TASK DESCRIPTION: Reproduce the records below in full and without edits, omitting images.

Stored items:
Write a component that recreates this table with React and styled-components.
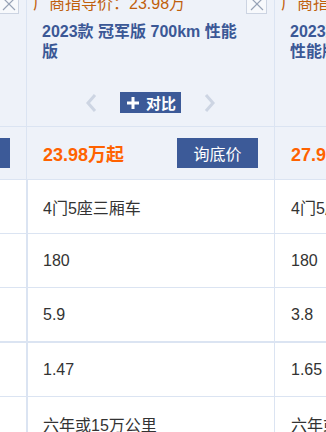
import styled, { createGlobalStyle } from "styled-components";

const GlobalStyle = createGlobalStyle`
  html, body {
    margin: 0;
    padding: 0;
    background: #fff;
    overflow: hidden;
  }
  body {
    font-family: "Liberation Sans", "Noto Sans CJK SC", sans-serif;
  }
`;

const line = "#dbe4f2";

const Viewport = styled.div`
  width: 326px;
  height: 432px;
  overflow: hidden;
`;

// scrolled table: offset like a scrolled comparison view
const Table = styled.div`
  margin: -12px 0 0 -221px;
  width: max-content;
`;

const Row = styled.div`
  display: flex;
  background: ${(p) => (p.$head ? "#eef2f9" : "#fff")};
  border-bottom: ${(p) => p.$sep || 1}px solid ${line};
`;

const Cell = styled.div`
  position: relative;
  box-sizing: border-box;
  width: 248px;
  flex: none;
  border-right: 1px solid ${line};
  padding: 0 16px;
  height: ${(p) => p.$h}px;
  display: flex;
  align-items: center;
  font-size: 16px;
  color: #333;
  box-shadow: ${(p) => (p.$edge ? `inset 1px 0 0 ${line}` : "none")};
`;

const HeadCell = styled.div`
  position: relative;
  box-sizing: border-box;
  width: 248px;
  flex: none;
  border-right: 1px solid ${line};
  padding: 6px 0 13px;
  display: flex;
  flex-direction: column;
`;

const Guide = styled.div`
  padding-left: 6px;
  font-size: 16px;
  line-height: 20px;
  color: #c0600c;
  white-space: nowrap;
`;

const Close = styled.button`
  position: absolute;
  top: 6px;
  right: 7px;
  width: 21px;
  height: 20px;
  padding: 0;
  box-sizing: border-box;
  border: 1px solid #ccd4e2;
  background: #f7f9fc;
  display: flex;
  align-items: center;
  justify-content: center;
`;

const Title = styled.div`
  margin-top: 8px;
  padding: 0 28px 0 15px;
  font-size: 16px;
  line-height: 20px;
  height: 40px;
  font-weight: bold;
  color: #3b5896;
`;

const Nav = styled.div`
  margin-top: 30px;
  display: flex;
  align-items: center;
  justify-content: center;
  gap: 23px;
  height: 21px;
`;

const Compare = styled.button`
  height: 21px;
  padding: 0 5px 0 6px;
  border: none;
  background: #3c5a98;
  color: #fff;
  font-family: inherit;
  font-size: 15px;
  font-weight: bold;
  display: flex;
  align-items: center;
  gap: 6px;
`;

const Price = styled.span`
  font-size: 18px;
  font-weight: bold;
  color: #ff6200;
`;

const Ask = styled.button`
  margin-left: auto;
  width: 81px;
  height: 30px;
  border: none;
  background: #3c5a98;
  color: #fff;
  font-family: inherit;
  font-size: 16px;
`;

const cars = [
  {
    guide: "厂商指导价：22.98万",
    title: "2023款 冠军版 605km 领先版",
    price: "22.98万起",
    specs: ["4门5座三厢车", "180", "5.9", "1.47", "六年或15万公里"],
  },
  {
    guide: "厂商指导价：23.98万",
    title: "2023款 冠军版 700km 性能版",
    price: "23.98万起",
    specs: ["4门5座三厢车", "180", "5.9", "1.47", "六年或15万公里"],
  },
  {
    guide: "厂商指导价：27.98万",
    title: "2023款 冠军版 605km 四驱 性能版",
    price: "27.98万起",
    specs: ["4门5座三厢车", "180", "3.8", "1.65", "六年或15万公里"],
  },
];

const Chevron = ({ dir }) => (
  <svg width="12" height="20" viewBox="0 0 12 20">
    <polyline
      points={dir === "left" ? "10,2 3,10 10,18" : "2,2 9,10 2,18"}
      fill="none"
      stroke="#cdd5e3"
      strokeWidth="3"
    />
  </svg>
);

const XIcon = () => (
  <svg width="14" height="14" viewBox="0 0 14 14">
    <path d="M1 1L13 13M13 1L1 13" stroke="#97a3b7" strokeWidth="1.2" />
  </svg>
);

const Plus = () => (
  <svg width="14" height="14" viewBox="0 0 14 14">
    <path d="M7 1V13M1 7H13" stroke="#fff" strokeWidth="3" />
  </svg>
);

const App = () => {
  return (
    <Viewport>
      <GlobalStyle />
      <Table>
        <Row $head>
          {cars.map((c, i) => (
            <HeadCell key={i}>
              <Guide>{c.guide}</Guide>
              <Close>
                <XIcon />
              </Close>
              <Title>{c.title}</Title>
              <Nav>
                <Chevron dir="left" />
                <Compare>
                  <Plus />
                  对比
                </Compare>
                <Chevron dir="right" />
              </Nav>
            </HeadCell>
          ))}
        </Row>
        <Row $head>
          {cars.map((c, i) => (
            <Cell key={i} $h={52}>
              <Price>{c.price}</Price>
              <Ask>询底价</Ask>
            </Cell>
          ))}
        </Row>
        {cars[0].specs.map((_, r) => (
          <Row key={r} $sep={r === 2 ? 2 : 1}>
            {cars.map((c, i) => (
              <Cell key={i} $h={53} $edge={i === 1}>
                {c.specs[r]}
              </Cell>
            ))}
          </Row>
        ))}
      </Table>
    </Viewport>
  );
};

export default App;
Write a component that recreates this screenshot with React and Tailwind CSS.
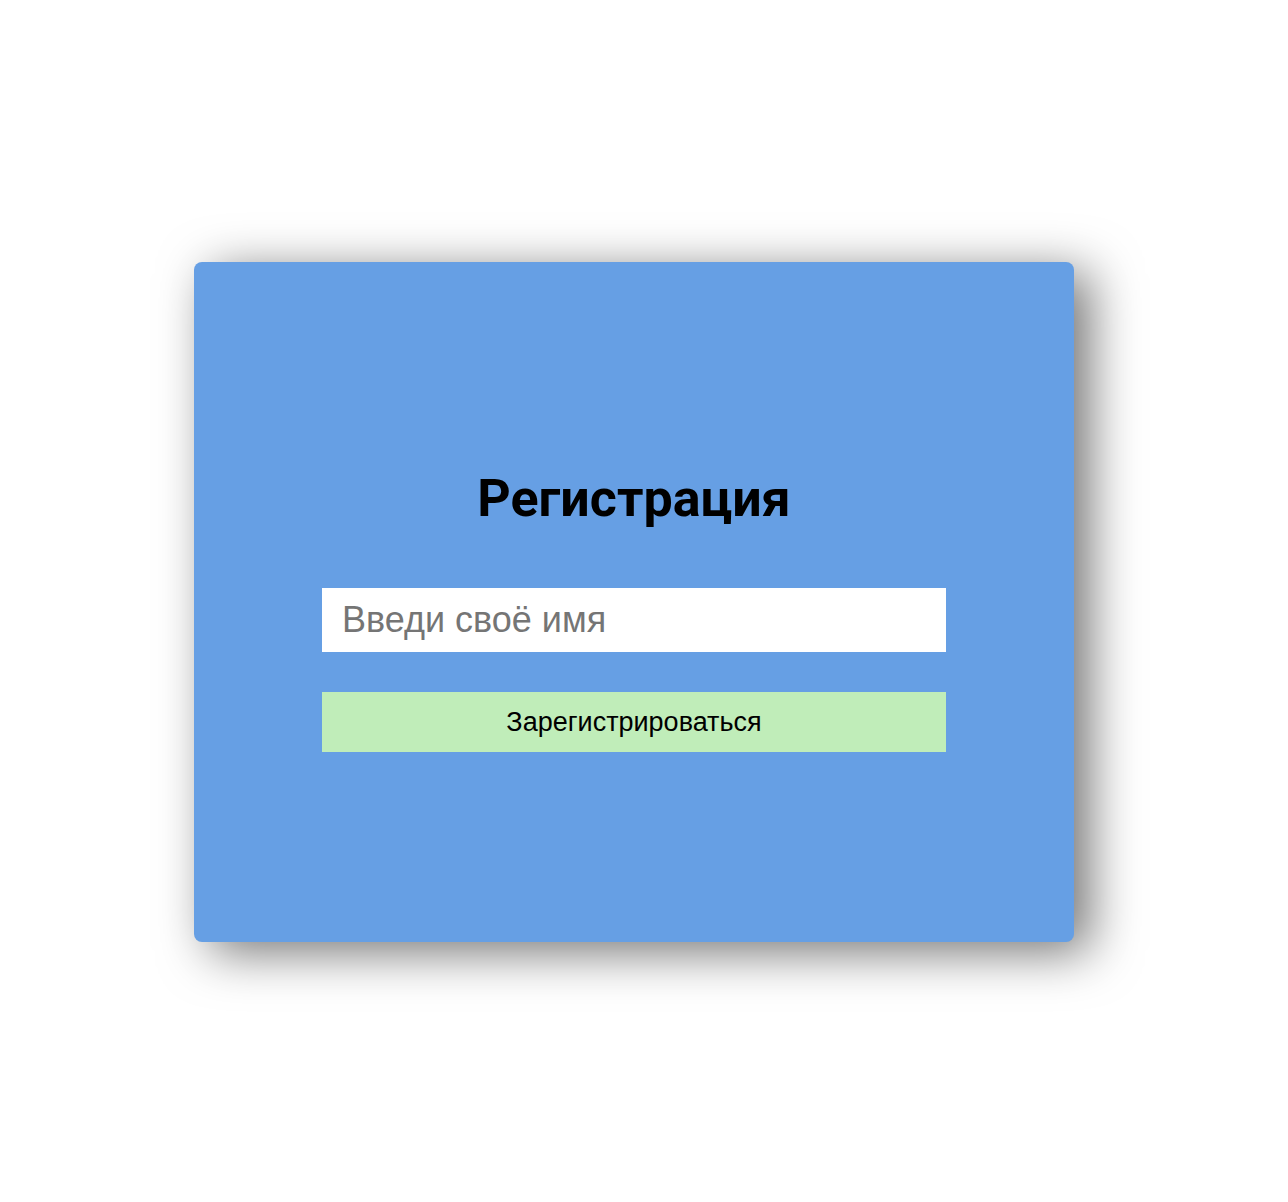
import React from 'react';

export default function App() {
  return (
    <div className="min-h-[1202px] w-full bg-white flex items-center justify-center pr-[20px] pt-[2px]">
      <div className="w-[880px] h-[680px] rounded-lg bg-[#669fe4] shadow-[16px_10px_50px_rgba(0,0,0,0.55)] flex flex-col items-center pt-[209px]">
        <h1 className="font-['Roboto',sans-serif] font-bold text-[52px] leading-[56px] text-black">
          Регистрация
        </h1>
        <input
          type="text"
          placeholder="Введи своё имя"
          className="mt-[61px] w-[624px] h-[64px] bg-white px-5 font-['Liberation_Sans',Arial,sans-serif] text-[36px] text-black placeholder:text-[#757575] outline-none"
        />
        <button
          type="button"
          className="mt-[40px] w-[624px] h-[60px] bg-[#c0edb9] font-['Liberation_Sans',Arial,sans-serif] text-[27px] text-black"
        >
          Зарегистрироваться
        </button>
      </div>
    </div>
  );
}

RESPONSE TO THE TASK:
Write a component that recreates this table with React and styled-components.
import styled, { createGlobalStyle } from "styled-components";

const GlobalStyle = createGlobalStyle`
  html, body {
    margin: 0;
    padding: 0;
    background: #fff;
    overflow: hidden;
  }
  body {
    font-family: "Liberation Sans", "Noto Sans CJK SC", sans-serif;
  }
`;

const line = "#dbe4f2";

const Viewport = styled.div`
  width: 326px;
  height: 432px;
  overflow: hidden;
`;

// scrolled table: offset like a scrolled comparison view
const Table = styled.div`
  margin: -12px 0 0 -221px;
  width: max-content;
`;

const Row = styled.div`
  display: flex;
  background: ${(p) => (p.$head ? "#eef2f9" : "#fff")};
  border-bottom: ${(p) => p.$sep || 1}px solid ${line};
`;

const Cell = styled.div`
  position: relative;
  box-sizing: border-box;
  width: 248px;
  flex: none;
  border-right: 1px solid ${line};
  padding: 0 16px;
  height: ${(p) => p.$h}px;
  display: flex;
  align-items: center;
  font-size: 16px;
  color: #333;
  box-shadow: ${(p) => (p.$edge ? `inset 1px 0 0 ${line}` : "none")};
`;

const HeadCell = styled.div`
  position: relative;
  box-sizing: border-box;
  width: 248px;
  flex: none;
  border-right: 1px solid ${line};
  padding: 6px 0 13px;
  display: flex;
  flex-direction: column;
`;

const Guide = styled.div`
  padding-left: 6px;
  font-size: 16px;
  line-height: 20px;
  color: #c0600c;
  white-space: nowrap;
`;

const Close = styled.button`
  position: absolute;
  top: 6px;
  right: 7px;
  width: 21px;
  height: 20px;
  padding: 0;
  box-sizing: border-box;
  border: 1px solid #ccd4e2;
  background: #f7f9fc;
  display: flex;
  align-items: center;
  justify-content: center;
`;

const Title = styled.div`
  margin-top: 8px;
  padding: 0 28px 0 15px;
  font-size: 16px;
  line-height: 20px;
  height: 40px;
  font-weight: bold;
  color: #3b5896;
`;

const Nav = styled.div`
  margin-top: 30px;
  display: flex;
  align-items: center;
  justify-content: center;
  gap: 23px;
  height: 21px;
`;

const Compare = styled.button`
  height: 21px;
  padding: 0 5px 0 6px;
  border: none;
  background: #3c5a98;
  color: #fff;
  font-family: inherit;
  font-size: 15px;
  font-weight: bold;
  display: flex;
  align-items: center;
  gap: 6px;
`;

const Price = styled.span`
  font-size: 18px;
  font-weight: bold;
  color: #ff6200;
`;

const Ask = styled.button`
  margin-left: auto;
  width: 81px;
  height: 30px;
  border: none;
  background: #3c5a98;
  color: #fff;
  font-family: inherit;
  font-size: 16px;
`;

const cars = [
  {
    guide: "厂商指导价：22.98万",
    title: "2023款 冠军版 605km 领先版",
    price: "22.98万起",
    specs: ["4门5座三厢车", "180", "5.9", "1.47", "六年或15万公里"],
  },
  {
    guide: "厂商指导价：23.98万",
    title: "2023款 冠军版 700km 性能版",
    price: "23.98万起",
    specs: ["4门5座三厢车", "180", "5.9", "1.47", "六年或15万公里"],
  },
  {
    guide: "厂商指导价：27.98万",
    title: "2023款 冠军版 605km 四驱 性能版",
    price: "27.98万起",
    specs: ["4门5座三厢车", "180", "3.8", "1.65", "六年或15万公里"],
  },
];

const Chevron = ({ dir }) => (
  <svg width="12" height="20" viewBox="0 0 12 20">
    <polyline
      points={dir === "left" ? "10,2 3,10 10,18" : "2,2 9,10 2,18"}
      fill="none"
      stroke="#cdd5e3"
      strokeWidth="3"
    />
  </svg>
);

const XIcon = () => (
  <svg width="14" height="14" viewBox="0 0 14 14">
    <path d="M1 1L13 13M13 1L1 13" stroke="#97a3b7" strokeWidth="1.2" />
  </svg>
);

const Plus = () => (
  <svg width="14" height="14" viewBox="0 0 14 14">
    <path d="M7 1V13M1 7H13" stroke="#fff" strokeWidth="3" />
  </svg>
);

const App = () => {
  return (
    <Viewport>
      <GlobalStyle />
      <Table>
        <Row $head>
          {cars.map((c, i) => (
            <HeadCell key={i}>
              <Guide>{c.guide}</Guide>
              <Close>
                <XIcon />
              </Close>
              <Title>{c.title}</Title>
              <Nav>
                <Chevron dir="left" />
                <Compare>
                  <Plus />
                  对比
                </Compare>
                <Chevron dir="right" />
              </Nav>
            </HeadCell>
          ))}
        </Row>
        <Row $head>
          {cars.map((c, i) => (
            <Cell key={i} $h={52}>
              <Price>{c.price}</Price>
              <Ask>询底价</Ask>
            </Cell>
          ))}
        </Row>
        {cars[0].specs.map((_, r) => (
          <Row key={r} $sep={r === 2 ? 2 : 1}>
            {cars.map((c, i) => (
              <Cell key={i} $h={53} $edge={i === 1}>
                {c.specs[r]}
              </Cell>
            ))}
          </Row>
        ))}
      </Table>
    </Viewport>
  );
};

export default App;
Write a component that recreates this screenshot with React and Tailwind CSS.
import React from 'react';

export default function App() {
  return (
    <div className="min-h-[1202px] w-full bg-white flex items-center justify-center pr-[20px] pt-[2px]">
      <div className="w-[880px] h-[680px] rounded-lg bg-[#669fe4] shadow-[16px_10px_50px_rgba(0,0,0,0.55)] flex flex-col items-center pt-[209px]">
        <h1 className="font-['Roboto',sans-serif] font-bold text-[52px] leading-[56px] text-black">
          Регистрация
        </h1>
        <input
          type="text"
          placeholder="Введи своё имя"
          className="mt-[61px] w-[624px] h-[64px] bg-white px-5 font-['Liberation_Sans',Arial,sans-serif] text-[36px] text-black placeholder:text-[#757575] outline-none"
        />
        <button
          type="button"
          className="mt-[40px] w-[624px] h-[60px] bg-[#c0edb9] font-['Liberation_Sans',Arial,sans-serif] text-[27px] text-black"
        >
          Зарегистрироваться
        </button>
      </div>
    </div>
  );
}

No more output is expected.